The Instructions Of Shareholders For E-Voting And Joining Virtual Meetings Are As Under:

  • Step 1 : Access through Depositories CDSL/NSDL e-Voting system in case of individual shareholders holding shares in demat mode.

  • Step 2 : Access through CDSL e-Voting system in case of shareholders holding shares in physical mode and non-individual shareholders in demat mode.

  • (i) The voting period begins on Monday, 23[th] September, 2024 at 9:00 A.M. and ends on Wednesday, 25[th] September, 2024 at 5:00 P.M . During this period shareholders’ of the Company, holding shares either in physical form or in dematerialized form, as on the cut-off date (record date) of Friday, 20th September, 2024 may cast their vote electronically. The e-voting module shall be disabled by CDSL for voting thereafter.

  • (ii) Shareholders who have already voted prior to the meeting date would not be entitled to vote at the meeting venue.
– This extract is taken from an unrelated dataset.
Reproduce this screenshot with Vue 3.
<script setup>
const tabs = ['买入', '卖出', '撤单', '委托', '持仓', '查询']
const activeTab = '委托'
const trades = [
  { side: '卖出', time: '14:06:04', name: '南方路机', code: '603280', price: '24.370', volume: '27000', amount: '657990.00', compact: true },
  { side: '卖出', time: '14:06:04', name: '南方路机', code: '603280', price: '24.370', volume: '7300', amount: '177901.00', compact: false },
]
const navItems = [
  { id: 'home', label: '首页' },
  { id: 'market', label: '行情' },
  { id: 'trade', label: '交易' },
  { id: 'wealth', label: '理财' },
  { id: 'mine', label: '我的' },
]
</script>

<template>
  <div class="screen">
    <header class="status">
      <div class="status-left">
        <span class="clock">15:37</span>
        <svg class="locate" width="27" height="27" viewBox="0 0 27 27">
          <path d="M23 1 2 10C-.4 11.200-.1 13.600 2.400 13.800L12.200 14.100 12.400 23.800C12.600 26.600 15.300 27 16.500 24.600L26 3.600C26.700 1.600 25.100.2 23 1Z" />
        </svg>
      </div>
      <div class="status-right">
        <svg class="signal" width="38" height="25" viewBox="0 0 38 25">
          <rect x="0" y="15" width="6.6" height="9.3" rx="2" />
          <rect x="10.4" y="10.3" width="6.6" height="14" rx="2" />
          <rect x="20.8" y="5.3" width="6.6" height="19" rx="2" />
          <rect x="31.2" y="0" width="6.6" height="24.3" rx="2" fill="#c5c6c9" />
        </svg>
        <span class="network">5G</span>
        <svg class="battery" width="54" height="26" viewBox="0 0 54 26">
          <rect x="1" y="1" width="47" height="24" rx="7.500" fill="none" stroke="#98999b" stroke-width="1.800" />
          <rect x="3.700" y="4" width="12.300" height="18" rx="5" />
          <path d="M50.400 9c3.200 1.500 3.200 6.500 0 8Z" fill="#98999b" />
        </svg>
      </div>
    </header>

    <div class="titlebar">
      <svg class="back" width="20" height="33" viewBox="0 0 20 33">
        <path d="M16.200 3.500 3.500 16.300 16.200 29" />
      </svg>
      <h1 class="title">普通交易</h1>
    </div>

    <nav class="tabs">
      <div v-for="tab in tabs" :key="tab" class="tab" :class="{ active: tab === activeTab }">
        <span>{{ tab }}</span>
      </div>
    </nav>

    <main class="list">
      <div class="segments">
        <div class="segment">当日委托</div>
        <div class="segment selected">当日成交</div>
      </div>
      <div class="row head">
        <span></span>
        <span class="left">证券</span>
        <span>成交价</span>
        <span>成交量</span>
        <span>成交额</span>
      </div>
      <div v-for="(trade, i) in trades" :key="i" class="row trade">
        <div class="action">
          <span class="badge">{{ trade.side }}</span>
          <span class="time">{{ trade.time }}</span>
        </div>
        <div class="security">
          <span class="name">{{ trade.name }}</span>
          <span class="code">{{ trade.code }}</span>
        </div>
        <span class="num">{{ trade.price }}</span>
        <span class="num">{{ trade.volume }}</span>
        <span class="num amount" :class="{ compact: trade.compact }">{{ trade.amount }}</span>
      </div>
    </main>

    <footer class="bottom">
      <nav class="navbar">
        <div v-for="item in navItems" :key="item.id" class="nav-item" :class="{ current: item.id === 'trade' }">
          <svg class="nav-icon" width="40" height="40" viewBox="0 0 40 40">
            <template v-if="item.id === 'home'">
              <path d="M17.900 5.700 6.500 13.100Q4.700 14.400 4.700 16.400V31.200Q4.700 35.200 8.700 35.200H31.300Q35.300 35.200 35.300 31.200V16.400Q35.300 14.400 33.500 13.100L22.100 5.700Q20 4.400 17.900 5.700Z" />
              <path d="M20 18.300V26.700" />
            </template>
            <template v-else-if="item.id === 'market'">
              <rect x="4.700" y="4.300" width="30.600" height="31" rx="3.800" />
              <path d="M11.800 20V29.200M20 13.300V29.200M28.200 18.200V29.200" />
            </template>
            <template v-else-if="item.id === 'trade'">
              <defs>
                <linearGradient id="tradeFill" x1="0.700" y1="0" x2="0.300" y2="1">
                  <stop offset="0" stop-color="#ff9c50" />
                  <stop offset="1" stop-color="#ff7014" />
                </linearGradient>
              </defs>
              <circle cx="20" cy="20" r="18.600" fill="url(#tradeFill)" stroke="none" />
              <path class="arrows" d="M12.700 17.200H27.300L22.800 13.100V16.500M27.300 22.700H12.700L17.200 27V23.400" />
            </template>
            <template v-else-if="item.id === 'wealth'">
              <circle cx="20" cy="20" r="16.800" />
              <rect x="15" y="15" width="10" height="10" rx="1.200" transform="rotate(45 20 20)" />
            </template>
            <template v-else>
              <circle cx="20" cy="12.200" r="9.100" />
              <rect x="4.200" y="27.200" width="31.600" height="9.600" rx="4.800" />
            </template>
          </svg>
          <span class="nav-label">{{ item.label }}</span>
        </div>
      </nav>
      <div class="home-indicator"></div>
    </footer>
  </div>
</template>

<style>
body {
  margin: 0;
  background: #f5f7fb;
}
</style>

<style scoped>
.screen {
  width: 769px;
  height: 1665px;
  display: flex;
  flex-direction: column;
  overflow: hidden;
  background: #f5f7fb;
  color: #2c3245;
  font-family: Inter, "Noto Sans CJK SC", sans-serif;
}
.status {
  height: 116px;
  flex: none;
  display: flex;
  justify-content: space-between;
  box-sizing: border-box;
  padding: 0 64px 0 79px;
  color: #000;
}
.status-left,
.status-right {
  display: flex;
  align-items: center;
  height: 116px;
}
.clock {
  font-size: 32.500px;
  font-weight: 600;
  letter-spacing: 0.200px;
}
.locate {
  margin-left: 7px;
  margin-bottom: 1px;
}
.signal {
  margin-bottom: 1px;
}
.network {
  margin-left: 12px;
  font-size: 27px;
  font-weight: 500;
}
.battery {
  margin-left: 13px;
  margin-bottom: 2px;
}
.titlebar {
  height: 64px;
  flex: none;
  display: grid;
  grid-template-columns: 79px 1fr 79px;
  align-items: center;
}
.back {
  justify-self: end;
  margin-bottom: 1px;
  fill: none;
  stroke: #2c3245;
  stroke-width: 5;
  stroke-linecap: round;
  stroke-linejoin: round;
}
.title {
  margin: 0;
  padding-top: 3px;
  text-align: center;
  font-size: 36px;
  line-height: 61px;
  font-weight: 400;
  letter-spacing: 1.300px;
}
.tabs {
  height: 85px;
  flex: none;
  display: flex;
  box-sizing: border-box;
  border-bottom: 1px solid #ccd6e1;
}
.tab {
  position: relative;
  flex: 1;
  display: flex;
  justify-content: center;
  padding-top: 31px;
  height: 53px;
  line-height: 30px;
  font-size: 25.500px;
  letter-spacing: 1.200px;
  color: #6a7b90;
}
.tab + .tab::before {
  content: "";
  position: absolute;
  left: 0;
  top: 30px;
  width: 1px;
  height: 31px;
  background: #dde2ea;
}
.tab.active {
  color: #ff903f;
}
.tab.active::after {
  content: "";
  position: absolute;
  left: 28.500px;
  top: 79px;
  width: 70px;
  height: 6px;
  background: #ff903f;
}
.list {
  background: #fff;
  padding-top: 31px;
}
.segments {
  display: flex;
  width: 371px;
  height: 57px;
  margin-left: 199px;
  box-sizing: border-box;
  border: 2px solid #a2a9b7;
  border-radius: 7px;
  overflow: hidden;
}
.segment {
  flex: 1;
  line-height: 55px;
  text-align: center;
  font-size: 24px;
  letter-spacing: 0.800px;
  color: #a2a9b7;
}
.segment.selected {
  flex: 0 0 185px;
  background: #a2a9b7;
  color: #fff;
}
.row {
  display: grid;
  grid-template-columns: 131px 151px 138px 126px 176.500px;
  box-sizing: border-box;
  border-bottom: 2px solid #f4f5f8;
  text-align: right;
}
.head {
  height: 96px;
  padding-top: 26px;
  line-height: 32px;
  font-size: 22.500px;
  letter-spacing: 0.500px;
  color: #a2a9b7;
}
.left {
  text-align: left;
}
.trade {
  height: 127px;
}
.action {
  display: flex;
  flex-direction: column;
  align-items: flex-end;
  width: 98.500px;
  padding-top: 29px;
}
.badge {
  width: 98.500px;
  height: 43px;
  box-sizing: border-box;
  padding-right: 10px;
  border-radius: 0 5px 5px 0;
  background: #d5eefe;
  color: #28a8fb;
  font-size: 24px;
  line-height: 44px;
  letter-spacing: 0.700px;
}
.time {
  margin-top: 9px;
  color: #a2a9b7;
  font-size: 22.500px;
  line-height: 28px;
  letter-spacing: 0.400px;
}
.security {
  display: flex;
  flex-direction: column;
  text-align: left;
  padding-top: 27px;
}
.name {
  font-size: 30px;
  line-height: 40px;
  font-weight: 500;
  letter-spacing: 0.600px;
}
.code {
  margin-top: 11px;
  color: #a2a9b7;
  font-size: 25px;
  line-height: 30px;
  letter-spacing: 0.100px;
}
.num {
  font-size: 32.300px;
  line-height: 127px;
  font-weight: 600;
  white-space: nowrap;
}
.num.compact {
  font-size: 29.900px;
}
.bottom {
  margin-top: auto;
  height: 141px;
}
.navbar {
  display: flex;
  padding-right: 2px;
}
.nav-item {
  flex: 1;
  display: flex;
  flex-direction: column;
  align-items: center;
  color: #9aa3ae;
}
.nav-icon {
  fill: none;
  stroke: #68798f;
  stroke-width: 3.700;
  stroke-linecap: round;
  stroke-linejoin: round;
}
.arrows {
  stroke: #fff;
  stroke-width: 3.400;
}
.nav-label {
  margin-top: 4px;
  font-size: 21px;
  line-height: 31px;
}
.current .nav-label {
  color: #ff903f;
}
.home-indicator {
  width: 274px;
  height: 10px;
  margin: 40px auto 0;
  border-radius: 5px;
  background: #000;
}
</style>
  • (iii) Pursuant to SEBI Circular No. SEBI/HO/CFD/CMD/CIR/P/2020/242 dated 09.12.2020, under Regulation 44 of Securities and Exchange Board of India (Listing Obligations and Disclosure Requirements) Regulations, 2015, listed entities are required to provide remote e-voting facility to its shareholders, in respect of all shareholders’ resolutions. However, it has been observed that the participation by the public non-institutional shareholders/retail shareholders is at a negligible level.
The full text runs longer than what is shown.